LACSA (Líneas Aéreas Costarricenses s.a.) was the flag airline of Costa Rica. It was created on October 17, 1945, by Pan American World Airways, the Costa Rican government and Costa Rican private interests, with flights to Central America and Miami.
It started operations on 1 June 1946 and was designated the national carrier in 1949. Its domestic network was transferred to its wholly owned subsidiary Sansa in September 1959.
The airline operated piston airplanes such as the DC-6B, Curtis C-46, and Douglas DC-3, but world aviation progressed by leaps and bounds and developed countries began to change their propeller planes for jet airplanes and Costa Rica was not the exception.

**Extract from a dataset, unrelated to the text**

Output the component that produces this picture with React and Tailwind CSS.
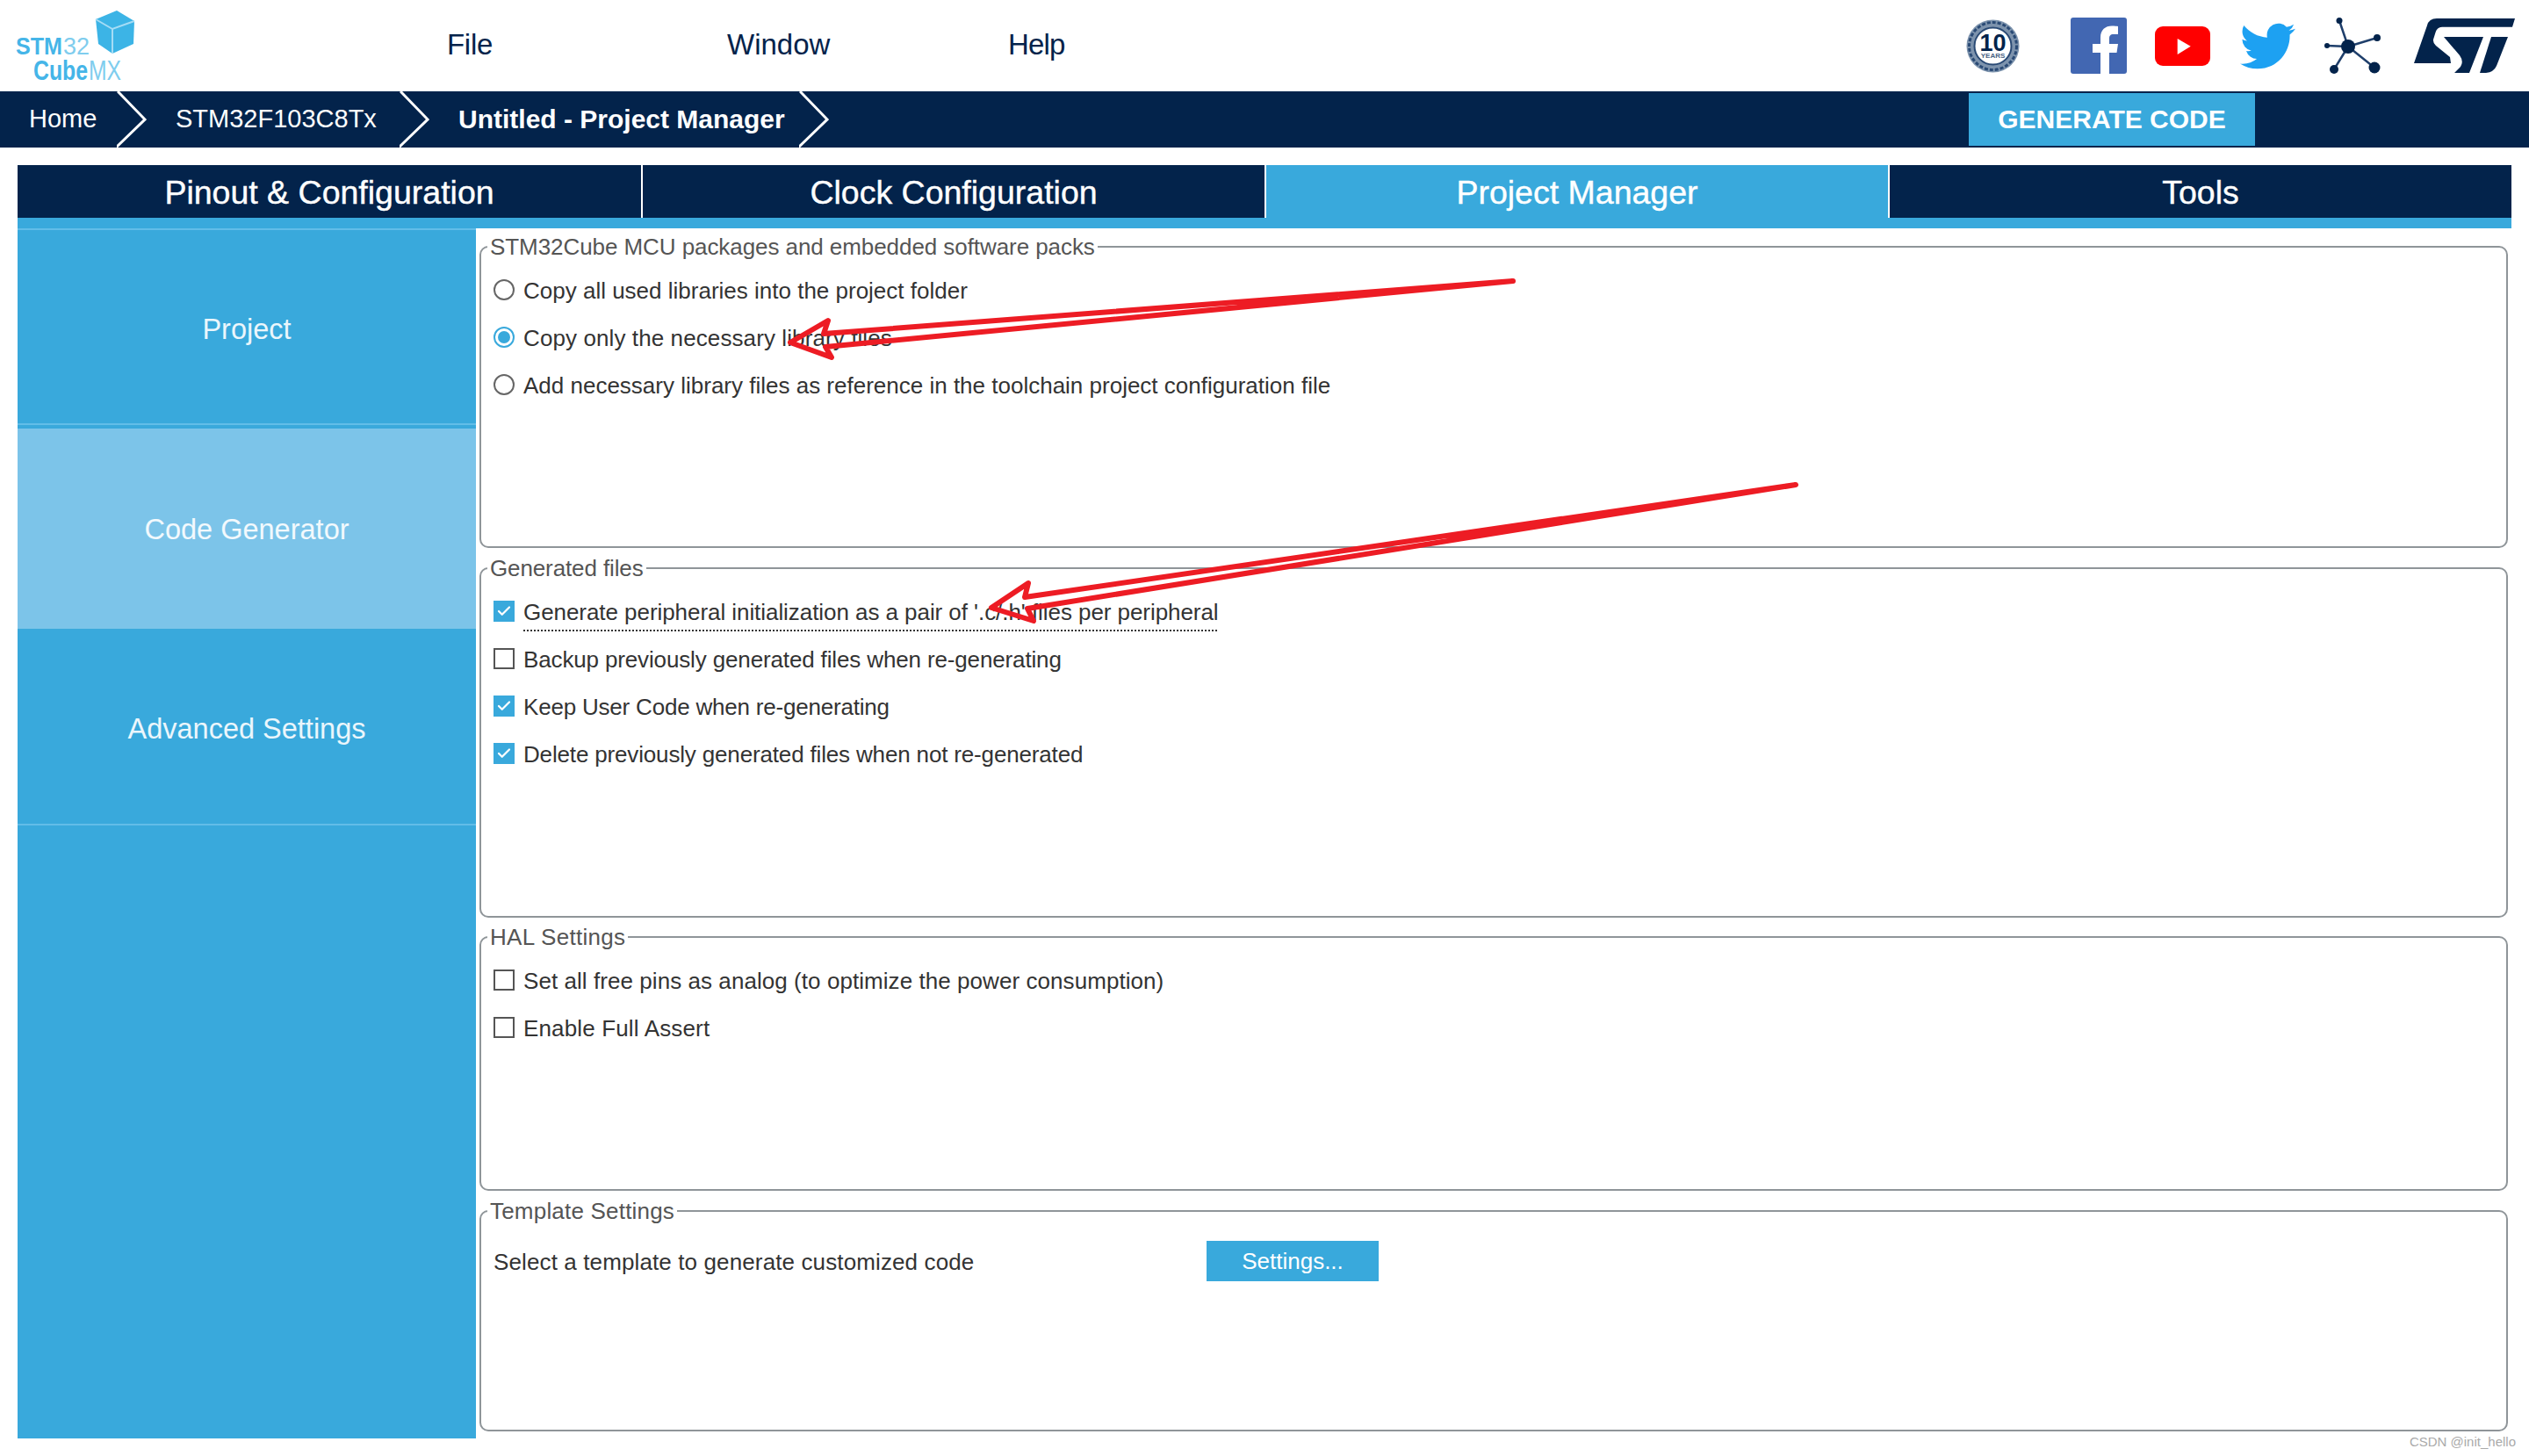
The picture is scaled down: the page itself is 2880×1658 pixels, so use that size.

The BAC-111 was the choice of Lacsa, designed by the Hunting Aircraft company and manufactured in series by the British Aircraft Corporation (BAC) following the merger of Hunting into the BAC company alongside other British manufacturers in the 1960s.
The One-Eleven was designed to replace the Vickers Viscount on short-haul routes.
It had two Rolls-Royce RB.163 Spey Mk 512DW engines of 11,000 pounds of thrust with a capacity of 89 passengers, 2 pilots, and 3 cabin crew. It was extremely noisy at takeoff with a stylized and beautiful aeronautical design.
It is said that it was a plane ahead of its time and even today it is still remembered with respect for its contribution to the development of the country, besides being a very safe airplane.
In 1971 the Bac-111/400 were replaced by the Bac- 111/500 series with more passenger capacity: 99 in total.
In the early 80s, the Bac-111 was replaced by the Boeing 727-200 and thus ended a glorious era where the king of the skies of Costa Rica was the Bac-111.
LACSA is now Avianca Costa Rica.
Ever wonder what aircraft registrations letters mean? Every civilian aircraft in the world has a registration, essentially the license plate assigned to an aircraft by national civil aviation bodies. It’s a unique identifier; no two airplanes in the world at any given moment have the same. (They can be recycled, though.)
TI (Tango India) is the aircraft registration prefix for Costa Rica.
With a bit of Google research, you can find out the age and owner of any plane based on its registration alone.